Un centinaio di righe di condanna preventiva, apocalittica e insindacabile — ancorché non priva di articolazione culturale — della maggioranza di governo in formazione fra Lega e M5s. L’editoriale dell’ex direttore Ezio Mauro, ieri su Repubblica, è parso un documento in sé nella sua ferrea onestà giornalistica, intellettuale, politica. Una manciata di popcorn assai più amaro di quello allegramente evocato da Matteo Renzi, ma non dissimile nel suo negazionismo di fondo di fronte alla svolta politica italiana.
Mauro assunse la direzione del quotidiano-flagship della sinistra italiana nell’aprile 1996, due giorni prima dell’affermazione dell’Ulivo di Romano Prodi contro il primo Silvio Berlusconi. Vent’anni dopo, il successore di Eugenio Scalfari ha passato il testimone a Mario Calabresi nel gennaio 2016: quando Matteo Renzi era all’apice di un’ascesa rapidissima, “progressiva”, apparentemente inarrestabile.
Due anni fa il dream di Repubblica — e di Mauro — sembrava avverato: forse definitivamente. Nella stanza dei bottoni di Palazzo Chigi si era insediato il leader del Pd, cioè del partito-sintesi fra la tradizione della sinistra marxista (faticosamente evoluta in senso riformista dopo la caduta del Muro) e quella cristiano-democratica: l’Italia narrata e voluta da Repubblica. Il ventennio berlusconiano sembrava archiviato nella sua “anomalia” e l’Italia di quel Pd — con tutti i suoi acciacchi socio-economici — pareva comunque in equilibrio fra l’America globalista e politicamente corretta di Barack Obama e l’Europa rigorista co-governata da Angela Merkel e Mario Draghi.
Settecento giorni dopo, lamenta e denuncia Mauro, siamo invece all'”anno zero”. Il 70 per cento degli italiani ha votato per le “destre”, taglia corto il direttore emerito di Repubblica, con accenti sprezzanti, di rifiuto assoluto.

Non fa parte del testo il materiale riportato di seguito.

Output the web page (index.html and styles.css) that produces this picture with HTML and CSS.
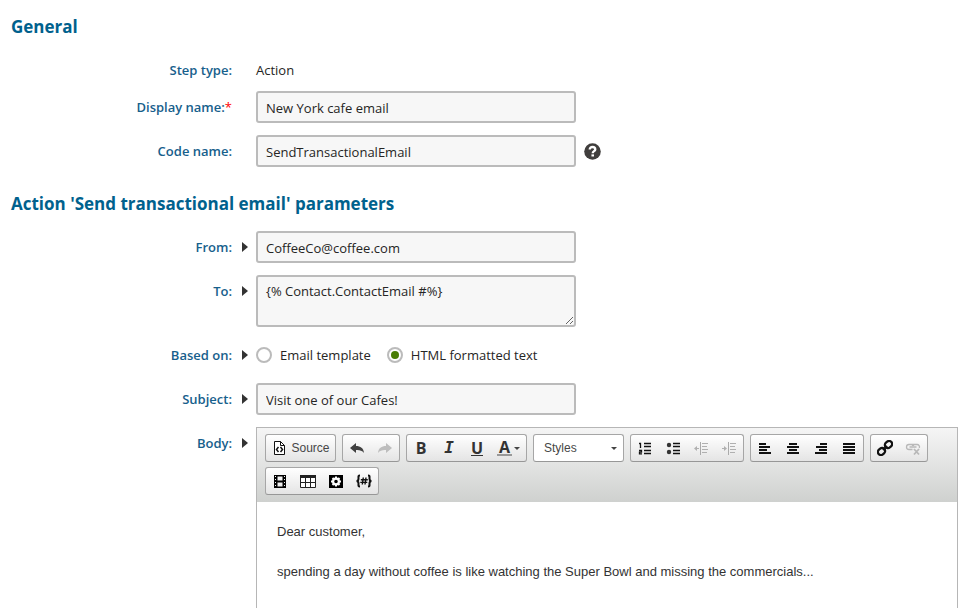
FILE: index.html
```html
<!DOCTYPE html>
<html lang="en">
<head>
<meta charset="utf-8">
<title>Step properties</title>
<link rel="stylesheet" href="styles.css">
</head>
<body>
<form class="page">
  <h2 class="heading">General</h2>
  <div class="row row-static">
    <span class="label">Step type:</span>
    <span class="value">Action</span>
  </div>
  <div class="row">
    <label class="label" for="display-name">Display name:<span class="required">*</span></label>
    <div class="value"><input class="field" id="display-name" type="text" value="New York cafe email"></div>
  </div>
  <div class="row">
    <label class="label" for="code-name">Code name:</label>
    <div class="value">
      <input class="field" id="code-name" type="text" value="SendTransactionalEmail">
      <button class="help" type="button" aria-label="Help">
        <svg width="17" height="17" viewBox="0 0 16 16"><circle cx="8" cy="8" r="7.800" fill="#403e3d"/><path d="M5.400 6.200C5.400 4.500 6.500 3.800 8 3.800s2.600.8 2.600 2.200C10.600 7.700 8.200 7.700 8.200 9.600" fill="none" stroke="#fff" stroke-width="2.200"/><path d="M7 10.700h2.400v2H7z" fill="#fff"/></svg>
      </button>
    </div>
  </div>

  <h2 class="heading">Action 'Send transactional email' parameters</h2>
  <div class="row">
    <label class="label" for="from">From:</label>
    <button class="expand" type="button" aria-label="Edit From value"></button>
    <div class="value"><input class="field" id="from" type="text" value="CoffeeCo@coffee.com"></div>
  </div>
  <div class="row">
    <label class="label" for="to">To:</label>
    <button class="expand" type="button" aria-label="Edit To value"></button>
    <div class="value"><textarea class="field area" id="to">{% Contact.ContactEmail #%}</textarea></div>
  </div>
  <div class="row" role="radiogroup" aria-labelledby="based-on">
    <span class="label" id="based-on">Based on:</span>
    <button class="expand" type="button" aria-label="Edit Based on value"></button>
    <div class="value options">
      <label class="option"><input class="radio" type="radio" name="based">Email template</label>
      <label class="option"><input class="radio" type="radio" name="based" checked>HTML formatted text</label>
    </div>
  </div>
  <div class="row">
    <label class="label" for="subject">Subject:</label>
    <button class="expand" type="button" aria-label="Edit Subject value"></button>
    <div class="value"><input class="field" id="subject" type="text" value="Visit one of our Cafes!"></div>
  </div>
  <div class="row row-fill">
    <span class="label" id="body-label">Body:</span>
    <button class="expand" type="button" aria-label="Edit Body value"></button>
    <div class="editor">
      <div class="toolbar" role="toolbar">
        <div class="group">
          <button class="tool source" type="button"><svg width="16" height="16" viewBox="0 0 16 16"><path d="M3.500 1.500h6l4 4v9h-10z" fill="#fff" stroke="#111"/><path d="M9.500 1.500v4h4" fill="none" stroke="#111"/><path d="M7.500 7L5.500 9.500l2 2.500M9.500 7l2 2.500-2 2.500" fill="none" stroke="#111" stroke-width="1.500"/></svg>Source</button>
        </div>
        <div class="group">
          <button class="tool" type="button" aria-label="Undo"><svg width="16" height="16" viewBox="0 0 16 16"><path d="M1 8l6-5v3c4.500 0 7.500 2 8 7-2-2.600-4.500-3.200-8-3v3z" fill="#404040"/></svg></button>
          <button class="tool" type="button" aria-label="Redo" disabled><svg width="16" height="16" viewBox="0 0 16 16"><path d="M15 8L9 3v3c-4.500 0-7.500 2-8 7 2-2.600 4.500-3.200 8-3v3z" fill="#bdbdbd"/></svg></button>
        </div>
        <div class="group">
          <button class="tool letter" type="button" aria-label="Bold">B</button>
          <button class="tool letter italic" type="button" aria-label="Italic">I</button>
          <button class="tool letter" type="button" aria-label="Underline"><span class="underline">U</span></button>
          <button class="tool letter color" type="button" aria-label="Text colour"><span class="swatch">A</span><span class="caret"></span></button>
        </div>
        <div class="styles-box">
          <select class="styles" aria-label="Styles"><option>Styles</option></select>
          <span class="caret"></span>
        </div>
        <div class="group">
          <button class="tool" type="button" aria-label="Numbered list"><svg width="16" height="16" viewBox="0 0 16 16"><path d="M7 3.500h7M7 6.500h7M7 10.500h7M7 13.500h7" stroke="#111" stroke-width="1.300"/><path d="M2 3.500h1.500V8M2 10.500h2.500v1.700H2.500v1.600H5" fill="none" stroke="#111" stroke-width="1.300"/></svg></button>
          <button class="tool" type="button" aria-label="Bulleted list"><svg width="16" height="16" viewBox="0 0 16 16"><path d="M8 3.500h7M8 6.500h7M8 10.500h7M8 13.500h7" stroke="#111" stroke-width="1.300"/><circle cx="4" cy="5" r="2.200" fill="#333"/><circle cx="4" cy="12" r="2.200" fill="#333"/></svg></button>
          <button class="tool" type="button" aria-label="Decrease indent" disabled><svg width="16" height="16" viewBox="0 0 16 16"><path d="M9 3.500h6M9 6.500h5M9 9.500h6M9 12.500h5M2 8.500h4" stroke="#b0b0b0"/><path d="M7.500 2v13" stroke="#aaa"/><path d="M1 8.500L4 6v5z" fill="#b0b0b0"/></svg></button>
          <button class="tool" type="button" aria-label="Increase indent" disabled><svg width="16" height="16" viewBox="0 0 16 16"><path d="M9 3.500h6M9 6.500h5M9 9.500h6M9 12.500h5M1 8.500h4" stroke="#b0b0b0"/><path d="M7.500 2v13" stroke="#aaa"/><path d="M6 8.500L3 6v5z" fill="#b0b0b0"/></svg></button>
        </div>
        <div class="group">
          <button class="tool" type="button" aria-label="Align left"><svg width="16" height="16" viewBox="0 0 16 16"><path d="M2 4h7M2 7h11M2 10h8M2 13h12" stroke="#111" stroke-width="2"/></svg></button>
          <button class="tool" type="button" aria-label="Centre"><svg width="16" height="16" viewBox="0 0 16 16"><path d="M4 4h8M2 7h12M4 10h8M2 13h12" stroke="#111" stroke-width="2"/></svg></button>
          <button class="tool" type="button" aria-label="Align right"><svg width="16" height="16" viewBox="0 0 16 16"><path d="M7 4h7M3 7h11M6 10h8M2 13h12" stroke="#111" stroke-width="2"/></svg></button>
          <button class="tool" type="button" aria-label="Justify"><svg width="16" height="16" viewBox="0 0 16 16"><path d="M2 4h12M2 7h12M2 10h12M2 13h12" stroke="#111" stroke-width="2"/></svg></button>
        </div>
        <div class="group">
          <button class="tool" type="button" aria-label="Link"><svg width="16" height="16" viewBox="0 0 16 16"><g fill="none" stroke="#111" stroke-width="2.300"><rect x="-3.800" y="-3" width="7.600" height="6" rx="3" transform="translate(11.500 4.500) rotate(-40)"/><rect x="-3.800" y="-3" width="7.600" height="6" rx="3" transform="translate(4.500 11.500) rotate(-40)"/><path d="M6 10l4-4"/></g></svg></button>
          <button class="tool" type="button" aria-label="Unlink" disabled><svg width="16" height="16" viewBox="0 0 16 16"><g fill="none" stroke="#b8b8b8" stroke-width="1.300"><path d="M7.500 9.500H4a2.500 2.500 0 0 1 0-5h3.500V6M8.500 6V4.500H12a2.500 2.500 0 0 1 2.300 3.500M4.500 7h7"/><path d="M9 9l5 5.500M14 9l-5 5.500" stroke-width="1.800"/></g></svg></button>
        </div>
        <div class="group">
          <button class="tool" type="button" aria-label="Insert media"><svg width="16" height="16" viewBox="0 0 16 16"><path fill="#000" fill-rule="evenodd" d="M2 2h12v13H2zM5.500 3.500v4h5v-4zM5.500 9.500v4h5v-4zM3 3v1h1V3zM3 6v1h1V6zM3 9v1h1V9zM3 12v1h1v-1zM12 3v1h1V3zM12 6v1h1V6zM12 9v1h1V9zM12 12v1h1v-1z"/></svg></button>
          <button class="tool" type="button" aria-label="Table"><svg width="16" height="16" viewBox="0 0 16 16"><path d="M.5 2.500h15v12H.5z" fill="#fff" stroke="#222"/><path d="M0 2h16v3H0z" fill="#222"/><path d="M5.500 5v9M10.500 5v9M0 9.500h16" stroke="#222"/></svg></button>
          <button class="tool" type="button" aria-label="Widget"><svg width="16" height="16" viewBox="0 0 16 16"><path d="M1 2h14v13H1z" fill="#000"/><circle cx="8" cy="8.500" r="2.900" fill="none" stroke="#fff" stroke-width="2.200"/><path d="M8 3.500v2M8 11.500v2M3 8.500h2M11 8.500h2M4.500 5l1.300 1.300M10.200 10.700l1.300 1.300M4.500 12l1.300-1.300M10.200 6.300L11.500 5" stroke="#fff" stroke-width="2"/></svg></button>
          <button class="tool" type="button" aria-label="Insert macro"><svg width="16" height="16" viewBox="0 0 16 16"><path d="M4 2.500c-2 0-1.500 1-1.500 3 0 1.800-.5 2.500-2 2.500 1.500 0 2 .7 2 2.500 0 2-.5 3 1.500 3M12 2.500c2 0 1.500 1 1.500 3 0 1.800.5 2.500 2 2.500-1.500 0-2 .7-2 2.500 0 2 .5 3-1.500 3" fill="none" stroke="#111" stroke-width="2"/><path d="M7.300 4.500l-1 7M10 4.500l-1 7M4.800 6.700h7M4.300 9.400h7" stroke="#111" stroke-width="1.400"/></svg></button>
        </div>
      </div>
      <div class="content" contenteditable="true" role="textbox" aria-labelledby="body-label">
        <p>Dear customer,</p>
        <p>spending a day without coffee is like watching the Super Bowl and missing the commercials...</p>
      </div>
    </div>
  </div>
</form>
</body>
</html>
```
FILE: styles.css
```css
* { box-sizing: border-box; }

body {
  margin: 0;
  background: #fff;
  color: #262524;
  font: 13px/18px "Open Sans", "Noto Sans", sans-serif;
}

button, input, textarea, select { font: inherit; color: inherit; margin: 0; }

button { padding: 0; border: 0; background: none; }

.page {
  display: flex;
  flex-direction: column;
  min-height: 100vh;
  padding: 15px 10px 0 11px;
}

.heading {
  margin: 0 0 15px;
  color: #00618d;
  font-size: 17px;
  font-weight: 700;
  line-height: 24px;
}

.row + .heading { margin-top: 13px; }

.row {
  display: grid;
  grid-template-columns: 221px 24px minmax(0, 1fr);
  align-items: start;
  margin-bottom: 12px;
}

.row-static { padding-top: 7px; }
.row-static .label, .row-static .value { min-height: 18px; line-height: 18px; }

.row-fill {
  flex: 1;
  align-items: stretch;
  margin-bottom: 0;
}

.label {
  grid-column: 1;
  color: #17608c;
  font-weight: 600;
  line-height: 32px;
  text-align: right;
}

.required { color: #f00; font-weight: 400; }

.expand {
  grid-column: 2;
  display: flex;
  align-items: center;
  height: 32px;
  padding-left: 10px;
}

.expand::before {
  content: "";
  border: solid transparent;
  border-width: 5px 0 5px 6px;
  border-left-color: #333;
}

.value {
  grid-column: 3;
  display: flex;
  align-items: center;
}

.field {
  width: 100%;
  max-width: 320px;
  height: 32px;
  padding: 2px 8px 0;
  border: 2px solid #bbb;
  border-radius: 3px;
  background: #f7f7f7;
}

.area {
  display: block;
  height: 52px;
  padding-top: 5px;
  resize: both;
}

.help { display: flex; margin-left: 8px; }

.options { height: 32px; gap: 16px; }

.option { display: flex; align-items: center; gap: 8px; }

.radio {
  display: grid;
  place-items: center;
  width: 16px;
  height: 16px;
  border: 2px solid #bbb;
  border-radius: 50%;
  background: #fff;
  appearance: none;
}

.radio:checked::before {
  content: "";
  width: 8px;
  height: 8px;
  border-radius: 50%;
  background: #497d04;
}

.editor {
  grid-column: 3;
  display: flex;
  flex-direction: column;
  border: 1px solid #b6b6b6;
  border-bottom: 0;
  font-family: "Liberation Sans", Arial, sans-serif;
}

.toolbar {
  display: flex;
  flex-wrap: wrap;
  gap: 5px 6px;
  padding: 6px 8px 7px;
  background: linear-gradient(#f5f5f5, #cfd1cf);
}

.group, .styles {
  height: 28px;
  border: 1px solid #a6a6a6;
  border-bottom-color: #979797;
  border-radius: 3px;
}

.group {
  display: flex;
  background: linear-gradient(#fff, #e4e4e4);
}

.tool {
  display: flex;
  align-items: center;
  justify-content: center;
  width: 28px;
  height: 26px;
}

.source {
  gap: 4px;
  width: 69px;
  color: #474747;
  font-size: 12px;
}

.letter {
  color: #333;
  font: 700 16px/16px "Open Sans", sans-serif;
}

.italic { font-family: "DejaVu Sans Mono", monospace; font-style: italic; }

.underline { border-bottom: 1px solid #333; line-height: 14px; }

.color { gap: 2px; width: 35px; }

.swatch {
  width: 15px;
  border-bottom: 2px solid #999;
  line-height: 14px;
}

.caret {
  border: solid transparent;
  border-width: 3px 3px 0;
  border-top-color: #444;
}

.styles-box { display: grid; align-items: center; }

.styles-box > * { grid-area: 1 / 1; }

.styles-box .caret {
  justify-self: end;
  margin-right: 7px;
  pointer-events: none;
}

.styles {
  width: 91px;
  padding: 0 10px;
  background: #fff;
  color: #474747;
  font-size: 12px;
  appearance: none;
}

.content {
  flex: 1;
  padding: 20px;
  color: #333;
  line-height: 20px;
  outline: 0;
}

.content p { margin: 0 0 20px; }
```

Toni, tuttavia, inevitabilmente deboli sul piano della narrazione: o dell'”analisi”, per usare una categoria cara al vecchio Pci.
Dal febbraio 2013 al 4 marzo 2018 il Paese è stato governato ininterrottamente dal centrosinistra: che pure — un po’ a sorpresa — aveva “non vinto” le penultime elezioni politiche e ha quindi dovuto ricorrere al sostegno di vari transfughi dal centrodestra (a cominciare da Angelino Alfano e Denis Verdini). Certamente per mille giorni — dal febbraio 2014 al dicembre 2016 — Renzi ha esercitato la premiership in condizioni uniche in prospettiva storica. Anzitutto: un non parlamentare, Renzi, investito solo dalle pittoresche primarie all’italiana del Pd e poi da qualcosa di non molto dissimile, come le europee 2014.
Bettino Craxi fu un politico professionale capace di rimanere capo del governo senza interruzioni più a lungo: ma era il leader di un partito forte di meno del 14 per cento e condivideva la maggioranza con la Dc che pesava il doppio e altri tre partiti. Giulio Andreotti fu premier sette volte, ma non fu mai un monocrate come di fatto è stato Renzi negli ultimi quattro anni (e Giulio Evangelisti non ha mai avuto il peso di Maria Elena Boschi). Né Amintore Fanfani né Aldo Moro hanno mai avuto la libertà d’azione di cui ha goduto Renzi, pur essendo al timone di svolte politiche del massimo rilievo. Forse neppure il padre dell’Italia repubblicana e democratica, Alcide De Gasperi, ha potuto contare nei suoi otto governi sui poteri garantiti a Renzi, fra l’altro, dal presidente della Repubblica Giorgio Napolitano. Ecco: Silvio Berlusconi è stato premier fra il 2001 e il 2006, ma sull’onda di un massiccio successo elettorale e anni dopo la sua discesa in campo. In ogni caso: perché il dramma (vero o presunto) dell'”anno zero” per l'”Italia di Repubblica“?
Mauro, in cento righe, si dispera ma non riesce a spiegarlo. Cita due volte il premier ungherese Orbán, ma mai una volta Renzi. E forse il problema sta qui ed è lo stesso di Renzi (peraltro denunciato dal premier uscente Gentiloni: “E’ fuori dal mondo prendersela con gli italiani perché non ci hanno votato”). L’ultima accusa dell’editoriale ai “populismi” candidati a governare il Paese — con una forza parlamentare del 70 per cento democraticamente conquistata — è quella di “suprematismo”. Non fa che suggerisce un interrogativo: se la sempre autonominata sinistra ufficiale italiana abbia definitivamente rotto con tutti i suoi residuati novecenteschi, dal centralismo leninista al “suprematismo morale” dell’azionismo laico.